The Personnel Commission declined to dismiss a complaint where it could not conclude as a matter of law that there was no possibility that the Respondent’s policy of denying faculty exchanges with the Republic of South Africa could be deemed an action taken on the basis of national origin. McFarland and Joubert v. UW-Whitewater (Wis. Pers. Comm’n, 09/04/86).
A well-qualified Mexican-American could not establish national origin discrimination in failing to be selected for four salaried positions with his union where the national origin of three of the persons selected was not in the record and the union’s rationale for his non-selection was not shown to be a pretext for discrimination. Sosa v. Distr. 10 (LIRC, 10/07/83).
Although the Complainant was discharged after only his first violation of a work rule, the employer showed that non-Hispanic employees were also discharged for similar violations and the union’s decision not to arbitrate the case was made in good faith after a thorough investigation. Agron v. Pioneer Container (LIRC, 06/17/83).

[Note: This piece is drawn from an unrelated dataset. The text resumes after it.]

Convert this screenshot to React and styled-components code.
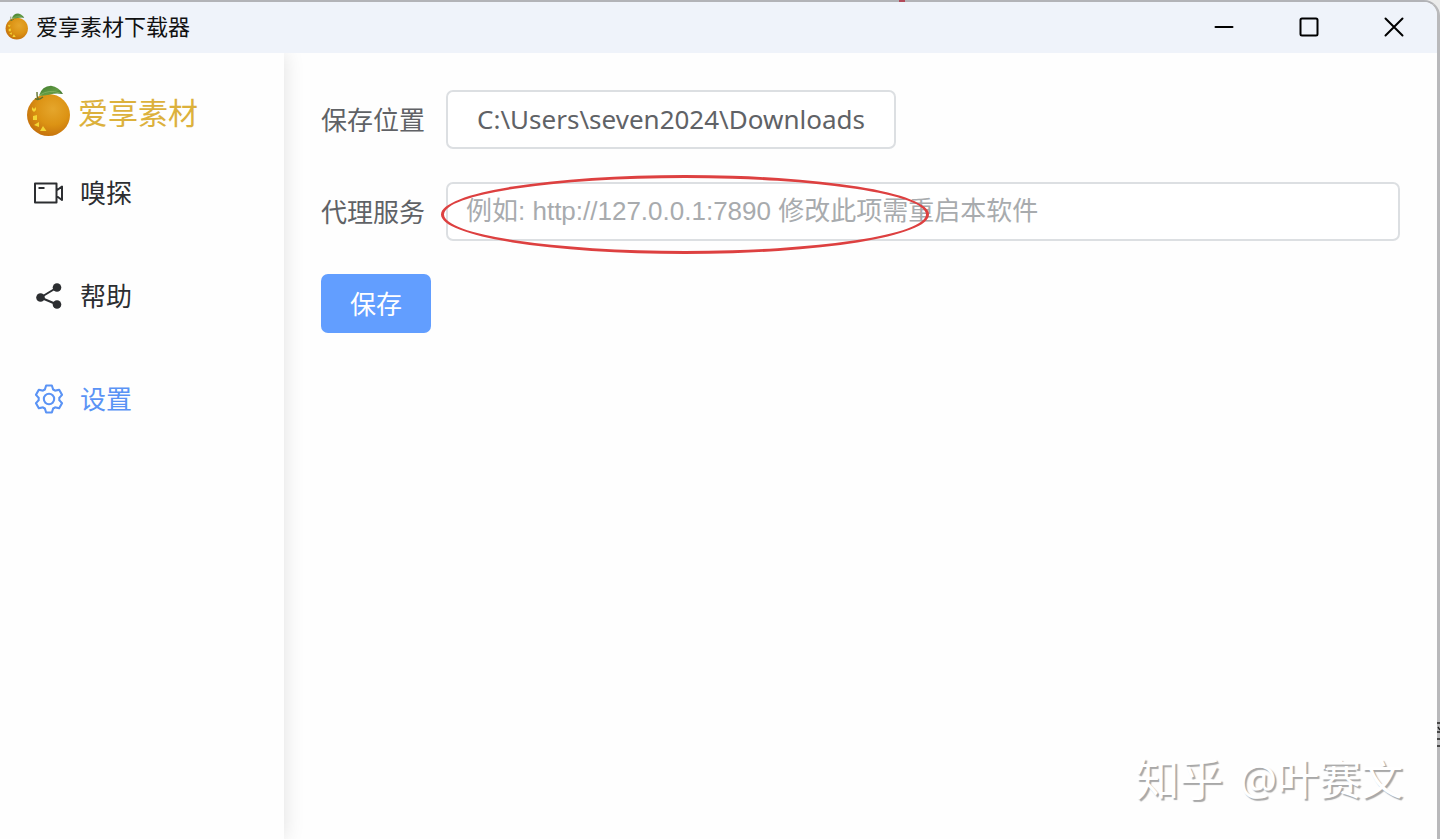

To establish a prima facie case of national origin discrimination in regard to discharge, an employee must show that: (1) he is a member of a protected class; (2) he was qualified for the job he was performing; and (3) he was satisfying the normal requirements of the job. A person of Cuban national origin who was discharged while in a training program for a position requiring accurate measurement of radiation failed to meet elements (2) and (3) where she could not grasp basic math concepts and refused to take a test designed to measure her level of math competency. Canto v. State of Wis. (LIRC, 05/19/81).
An employer offered no evidence other than student preference to demonstrate that a person of Latino extraction was necessary to teach a bilingual/bicultural program. It was national origin discrimination to fail to offer a qualified non-Latino teacher a full-time position where she had substituted for two months before being replaced by a person of Latino descent and later by a person whose spouse was of Latino descent. Richter v. Milwaukee Bd. of Sch. Dir. (LIRC, 10/14/77).